- [Task details]
Find the lines below that contain the string "index". Copy each one.

[Begin Task material]

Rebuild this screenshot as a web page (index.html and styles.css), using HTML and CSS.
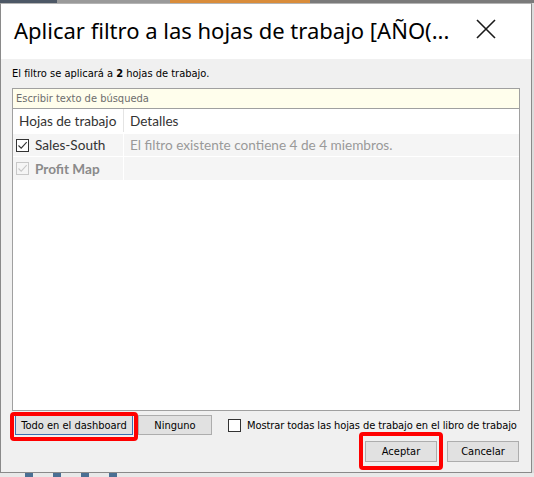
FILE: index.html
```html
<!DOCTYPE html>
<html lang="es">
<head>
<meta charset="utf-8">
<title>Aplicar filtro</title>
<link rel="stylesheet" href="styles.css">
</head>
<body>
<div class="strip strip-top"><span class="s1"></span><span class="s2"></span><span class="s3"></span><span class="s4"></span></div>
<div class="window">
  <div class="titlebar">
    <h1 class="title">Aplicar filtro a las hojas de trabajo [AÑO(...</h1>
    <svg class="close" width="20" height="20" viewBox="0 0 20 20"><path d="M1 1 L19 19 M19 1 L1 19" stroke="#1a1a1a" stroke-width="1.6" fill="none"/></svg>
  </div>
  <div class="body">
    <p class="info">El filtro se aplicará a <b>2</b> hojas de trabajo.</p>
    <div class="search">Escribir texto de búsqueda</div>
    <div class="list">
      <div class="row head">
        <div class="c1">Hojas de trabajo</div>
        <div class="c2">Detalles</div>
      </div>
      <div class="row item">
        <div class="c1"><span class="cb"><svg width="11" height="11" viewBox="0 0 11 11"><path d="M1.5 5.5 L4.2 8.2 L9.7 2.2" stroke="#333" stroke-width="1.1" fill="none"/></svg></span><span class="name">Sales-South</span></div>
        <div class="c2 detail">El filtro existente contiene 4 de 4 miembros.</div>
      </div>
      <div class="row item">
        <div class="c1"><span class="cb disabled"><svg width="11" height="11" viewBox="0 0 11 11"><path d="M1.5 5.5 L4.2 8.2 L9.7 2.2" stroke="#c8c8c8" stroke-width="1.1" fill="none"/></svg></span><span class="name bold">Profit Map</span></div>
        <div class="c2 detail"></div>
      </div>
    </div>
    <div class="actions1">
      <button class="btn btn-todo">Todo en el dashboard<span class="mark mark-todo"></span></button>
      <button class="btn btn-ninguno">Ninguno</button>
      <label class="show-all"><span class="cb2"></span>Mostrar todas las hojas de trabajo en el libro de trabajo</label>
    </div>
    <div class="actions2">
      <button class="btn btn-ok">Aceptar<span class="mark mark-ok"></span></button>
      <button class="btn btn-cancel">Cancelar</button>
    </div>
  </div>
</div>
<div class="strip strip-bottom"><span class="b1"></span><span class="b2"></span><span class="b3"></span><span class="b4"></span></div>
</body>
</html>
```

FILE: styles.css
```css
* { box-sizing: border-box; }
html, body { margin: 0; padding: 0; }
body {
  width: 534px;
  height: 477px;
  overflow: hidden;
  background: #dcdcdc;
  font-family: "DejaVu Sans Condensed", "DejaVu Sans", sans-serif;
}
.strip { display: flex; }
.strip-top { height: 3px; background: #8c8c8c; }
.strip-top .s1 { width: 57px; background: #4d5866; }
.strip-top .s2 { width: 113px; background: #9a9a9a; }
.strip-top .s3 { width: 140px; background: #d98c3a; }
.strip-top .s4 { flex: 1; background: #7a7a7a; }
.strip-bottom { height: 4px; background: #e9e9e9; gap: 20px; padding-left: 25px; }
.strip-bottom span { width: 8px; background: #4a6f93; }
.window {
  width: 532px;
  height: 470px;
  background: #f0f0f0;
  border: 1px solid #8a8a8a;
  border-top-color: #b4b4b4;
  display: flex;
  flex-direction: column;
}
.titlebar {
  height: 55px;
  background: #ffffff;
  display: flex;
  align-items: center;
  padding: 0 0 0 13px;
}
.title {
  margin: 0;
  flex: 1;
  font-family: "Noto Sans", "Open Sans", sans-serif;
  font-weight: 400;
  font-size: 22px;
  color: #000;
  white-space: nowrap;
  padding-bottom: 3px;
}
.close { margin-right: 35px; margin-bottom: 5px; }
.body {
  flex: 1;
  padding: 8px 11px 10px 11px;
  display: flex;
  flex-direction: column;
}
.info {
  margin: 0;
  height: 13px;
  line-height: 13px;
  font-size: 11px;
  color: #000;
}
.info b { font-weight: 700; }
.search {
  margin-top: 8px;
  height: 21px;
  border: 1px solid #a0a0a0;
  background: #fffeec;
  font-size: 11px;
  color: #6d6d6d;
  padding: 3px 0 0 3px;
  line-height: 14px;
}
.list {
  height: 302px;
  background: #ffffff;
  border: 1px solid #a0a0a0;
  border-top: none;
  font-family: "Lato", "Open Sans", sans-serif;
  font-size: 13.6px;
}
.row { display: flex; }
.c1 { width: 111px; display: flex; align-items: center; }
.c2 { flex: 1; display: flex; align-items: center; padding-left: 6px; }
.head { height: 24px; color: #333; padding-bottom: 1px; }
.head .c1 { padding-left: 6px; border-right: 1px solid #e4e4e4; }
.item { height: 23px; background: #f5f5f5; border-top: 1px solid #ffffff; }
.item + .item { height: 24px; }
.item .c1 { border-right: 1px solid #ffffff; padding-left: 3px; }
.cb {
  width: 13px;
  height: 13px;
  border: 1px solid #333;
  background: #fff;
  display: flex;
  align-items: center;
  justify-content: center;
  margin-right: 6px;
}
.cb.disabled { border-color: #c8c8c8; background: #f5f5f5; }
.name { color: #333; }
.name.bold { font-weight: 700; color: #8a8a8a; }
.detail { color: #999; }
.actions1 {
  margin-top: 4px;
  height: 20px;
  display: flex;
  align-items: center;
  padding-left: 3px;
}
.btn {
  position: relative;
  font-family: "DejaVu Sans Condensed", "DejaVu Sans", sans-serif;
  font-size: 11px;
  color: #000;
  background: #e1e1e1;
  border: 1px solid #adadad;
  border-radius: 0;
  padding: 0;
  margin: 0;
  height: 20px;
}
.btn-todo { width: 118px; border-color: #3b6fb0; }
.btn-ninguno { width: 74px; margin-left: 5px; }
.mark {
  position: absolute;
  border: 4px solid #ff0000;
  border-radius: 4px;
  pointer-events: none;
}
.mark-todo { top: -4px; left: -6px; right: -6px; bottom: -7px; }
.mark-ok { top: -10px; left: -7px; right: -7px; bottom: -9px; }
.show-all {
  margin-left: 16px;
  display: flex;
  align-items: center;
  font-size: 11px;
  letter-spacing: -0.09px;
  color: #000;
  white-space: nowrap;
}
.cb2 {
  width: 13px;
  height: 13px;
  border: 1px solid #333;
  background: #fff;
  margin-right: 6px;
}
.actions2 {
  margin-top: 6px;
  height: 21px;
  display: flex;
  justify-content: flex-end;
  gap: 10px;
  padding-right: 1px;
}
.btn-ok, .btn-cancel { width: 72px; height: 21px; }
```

[End Task material]
[Begin Task material]

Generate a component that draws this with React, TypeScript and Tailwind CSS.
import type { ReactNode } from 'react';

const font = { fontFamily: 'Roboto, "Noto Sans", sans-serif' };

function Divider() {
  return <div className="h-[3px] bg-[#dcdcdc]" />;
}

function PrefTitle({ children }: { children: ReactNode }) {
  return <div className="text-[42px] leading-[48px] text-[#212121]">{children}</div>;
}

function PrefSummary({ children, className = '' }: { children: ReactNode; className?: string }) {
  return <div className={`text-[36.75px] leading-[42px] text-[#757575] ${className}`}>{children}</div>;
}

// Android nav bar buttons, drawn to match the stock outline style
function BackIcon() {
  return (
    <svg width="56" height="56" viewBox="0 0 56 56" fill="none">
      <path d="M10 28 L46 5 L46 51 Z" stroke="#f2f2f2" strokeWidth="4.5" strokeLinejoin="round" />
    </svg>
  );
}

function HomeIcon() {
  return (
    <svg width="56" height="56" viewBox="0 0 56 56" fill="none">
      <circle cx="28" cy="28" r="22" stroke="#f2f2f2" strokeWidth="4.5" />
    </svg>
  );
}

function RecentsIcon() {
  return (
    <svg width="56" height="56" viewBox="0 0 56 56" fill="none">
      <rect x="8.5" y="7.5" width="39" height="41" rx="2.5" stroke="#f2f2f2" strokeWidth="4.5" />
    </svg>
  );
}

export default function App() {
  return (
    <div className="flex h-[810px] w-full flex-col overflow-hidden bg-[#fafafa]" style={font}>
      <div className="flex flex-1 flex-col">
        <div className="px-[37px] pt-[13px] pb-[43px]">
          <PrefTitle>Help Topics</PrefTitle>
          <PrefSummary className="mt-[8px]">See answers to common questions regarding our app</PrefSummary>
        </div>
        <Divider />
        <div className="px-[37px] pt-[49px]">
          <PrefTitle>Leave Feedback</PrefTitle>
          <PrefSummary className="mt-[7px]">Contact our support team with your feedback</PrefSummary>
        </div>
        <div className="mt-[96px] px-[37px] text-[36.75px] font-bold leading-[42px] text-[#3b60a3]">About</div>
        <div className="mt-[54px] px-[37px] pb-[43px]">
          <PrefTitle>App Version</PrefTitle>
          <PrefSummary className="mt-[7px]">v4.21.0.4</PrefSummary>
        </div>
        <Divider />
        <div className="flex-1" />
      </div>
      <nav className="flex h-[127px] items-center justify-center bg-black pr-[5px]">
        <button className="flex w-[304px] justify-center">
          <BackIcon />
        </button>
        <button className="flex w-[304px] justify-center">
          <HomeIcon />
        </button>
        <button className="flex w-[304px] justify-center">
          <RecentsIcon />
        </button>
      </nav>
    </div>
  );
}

[End Task material]

- [Answer in full]
Rebuild this screenshot as a web page (index.html and styles.css), using HTML and CSS.
FILE: index.html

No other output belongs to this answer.